For many people the whole experience of frustration is only made bearable through the sadomasochistic solution of making the frustration and the frustrating not only pleasurable but at best sexually exciting. But by becoming what some psychoanalysts have called either frustrated satisfiers (masochists) or satisfied frustrators (sadists) we get muddled. And these fateful and terrible muddles are often the consequence of making pain pleasurable, of never knowing the difference, if there is one, between mastering pain and enjoying pleasure. It’s not that we should exclusively – that is, in a superior, sadistic way – disparage the sadomasochistic settlement. We should just be dismayed that sadomasochism has bewitched us into thinking there is nothing else we can do: it is so much second nature that it addicts us into thinking it is the only available recourse.

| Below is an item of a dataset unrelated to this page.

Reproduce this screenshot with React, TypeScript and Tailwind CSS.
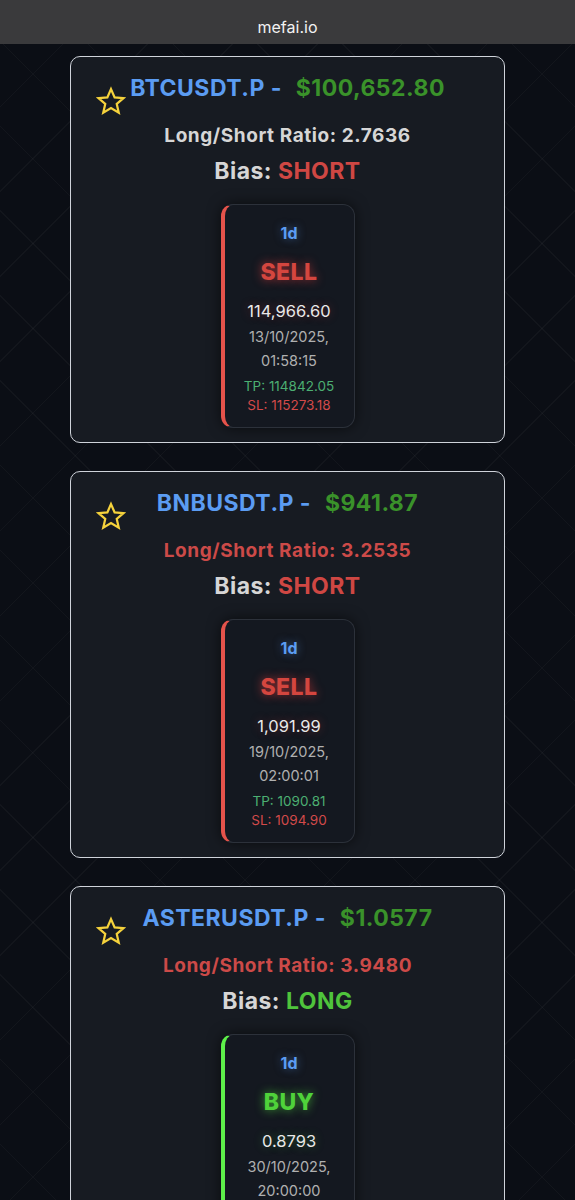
import React from 'react';

type Signal = {
  symbol: string;
  price: string;
  ratio: string;
  ratioRed: boolean;
  bias: 'SHORT' | 'LONG';
  tf: string;
  entry: string;
  date: string;
  time: string;
  tp: string;
  sl: string;
};

const signals: Signal[] = [
  {
    symbol: 'BTCUSDT.P',
    price: '$100,652.80',
    ratio: '2.7636',
    ratioRed: false,
    bias: 'SHORT',
    tf: '1d',
    entry: '114,966.60',
    date: '13/10/2025,',
    time: '01:58:15',
    tp: '114842.05',
    sl: '115273.18',
  },
  {
    symbol: 'BNBUSDT.P',
    price: '$941.87',
    ratio: '3.2535',
    ratioRed: true,
    bias: 'SHORT',
    tf: '1d',
    entry: '1,091.99',
    date: '19/10/2025,',
    time: '02:00:01',
    tp: '1090.81',
    sl: '1094.90',
  },
  {
    symbol: 'ASTERUSDT.P',
    price: '$1.0577',
    ratio: '3.9480',
    ratioRed: true,
    bias: 'LONG',
    tf: '1d',
    entry: '0.8793',
    date: '30/10/2025,',
    time: '20:00:00',
    tp: '0.8812',
    sl: '0.8751',
  },
];

function Star() {
  return (
    <svg width="30" height="30" viewBox="0 0 24 24" fill="none" stroke="#f5d23c" strokeWidth="1.8" strokeLinejoin="miter">
      <path d="M12 2.5l2.9 6.6 7.1.6-5.4 4.7 1.6 7-6.2-3.7-6.2 3.7 1.6-7L2 9.7l7.1-.6z" />
    </svg>
  );
}

function SignalBox({ s }: { s: Signal }) {
  const sell = s.bias === 'SHORT';
  return (
    <div
      className={
        sell
          ? 'w-[134px] rounded-[12px] border border-[#2c313a] border-l-4 border-l-[#e5534b] bg-[#141820] pt-4 pb-3 flex flex-col items-center shadow-[0_0_14px_rgba(0,0,0,0.6)]'
          : 'w-[134px] rounded-[12px] border border-[#2c313a] border-l-4 border-l-[#5ef04a] bg-[#141820] pt-4 pb-3 flex flex-col items-center shadow-[0_0_14px_rgba(0,0,0,0.6)]'
      }
    >
      <div className="text-[16px] font-bold text-[#5b9cf2] leading-[24px] [text-shadow:0_0_8px_rgba(91,156,242,0.5)]">{s.tf}</div>
      {sell ? (
        <div className="mt-[12px] text-[23px] font-extrabold tracking-[0.02em] text-[#d4463f] leading-[30px] [text-shadow:0_0_10px_rgba(230,60,60,0.7)]">SELL</div>
      ) : (
        <div className="mt-[12px] text-[23px] font-extrabold tracking-[0.02em] text-[#4fd23a] leading-[30px] [text-shadow:0_0_10px_rgba(80,220,60,0.7)]">BUY</div>
      )}
      <div
        className={
          sell
            ? 'mt-[12px] text-[16.5px] text-[#e8e8e8] leading-[24px] [text-shadow:0_0_10px_rgba(230,60,60,0.35)]'
            : 'mt-[12px] text-[16.5px] text-[#e8e8e8] leading-[24px] [text-shadow:0_0_10px_rgba(80,220,60,0.35)]'
        }
      >
        {s.entry}
      </div>
      <div className="mt-[2px] text-[14.5px] text-[#b0b0b0] leading-[24px] text-center">
        {s.date}
        <br />
        {s.time}
      </div>
      <div className="mt-[4px] text-[13.5px] text-[#4caf72] leading-[19px]">TP: {s.tp}</div>
      <div className="text-[13.5px] text-[#d24a4a] leading-[19px]">SL: {s.sl}</div>
    </div>
  );
}

function Card({ s }: { s: Signal }) {
  return (
    <div className="relative rounded-[10px] border border-[#cfd3da] bg-[#171b22] px-4 pt-[15px] pb-[14px] flex flex-col items-center">
      <div className="absolute left-[25px] top-[29px]">
        <Star />
      </div>
      <div className="text-[23px] font-bold tracking-[0.02em] leading-[32px]">
        <span className="text-[#5b9cf2]">{s.symbol} - </span>
        <span className="ml-[8px] text-[#3a922a]">{s.price}</span>
      </div>
      <div
        className={
          s.ratioRed
            ? 'mt-[18px] text-[19px] font-bold tracking-[0.03em] leading-[28px] text-[#cc4a48]'
            : 'mt-[18px] text-[19px] font-bold tracking-[0.03em] leading-[28px] text-[#d6d6d6]'
        }
      >
        Long/Short Ratio: {s.ratio}
      </div>
      <div className="mt-[5px] text-[23px] font-bold tracking-[0.02em] leading-[32px] text-[#d6d6d6]">
        Bias:{' '}
        <span className={s.bias === 'SHORT' ? 'text-[#cf4743]' : 'text-[#4fc43c]'}>{s.bias}</span>
      </div>
      <div className="mt-[17px]">
        <SignalBox s={s} />
      </div>
    </div>
  );
}

export default function App() {
  return (
    <div className="min-h-screen bg-[#0b0e15] font-['Inter',sans-serif]">
      <div className="h-[44px] bg-[#3a3a3c] flex items-center justify-center pt-[10px]">
        <span className="text-[16px] leading-[24px] text-[#f2f2f2]">mefai.io</span>
      </div>
      <div className="bg-[repeating-linear-gradient(45deg,transparent_0_59px,rgba(255,255,255,0.03)_59px_60px),repeating-linear-gradient(-45deg,transparent_0_59px,rgba(255,255,255,0.03)_59px_60px)] pt-[12px] pb-10">
        <div className="w-[435px] mx-auto flex flex-col gap-[28px]">
          {signals.map((s) => (
            <Card key={s.symbol} s={s} />
          ))}
        </div>
      </div>
    </div>
  );
}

Like all compelling self-cures, it is a way of forgetting what the original problem was that it solved, and of forgetting that the original problem might be redescribed. The problem might be not how we can, as parents, avoid frustrating our children, but how we can make frustration more bearable for them – and for us. If frustration, like the conflict it necessarily entails, isn’t taken to be a problem, we might be able to do something other than try to solve or resolve it. By definition frustration is something we can’t just leave as it is. It makes us work – it gets us to work and gives us work to do – but we aren’t always sure what kind of work would be useful. And many so-called satisfactions don’t appease or even touch the frustration we feel. Frustration is something that, in desperation, we are always tempted to make pleasurable or to punish. It’s worth wondering why this is the repertoire; and what our lives would be like if we couldn’t turn pain into pleasure.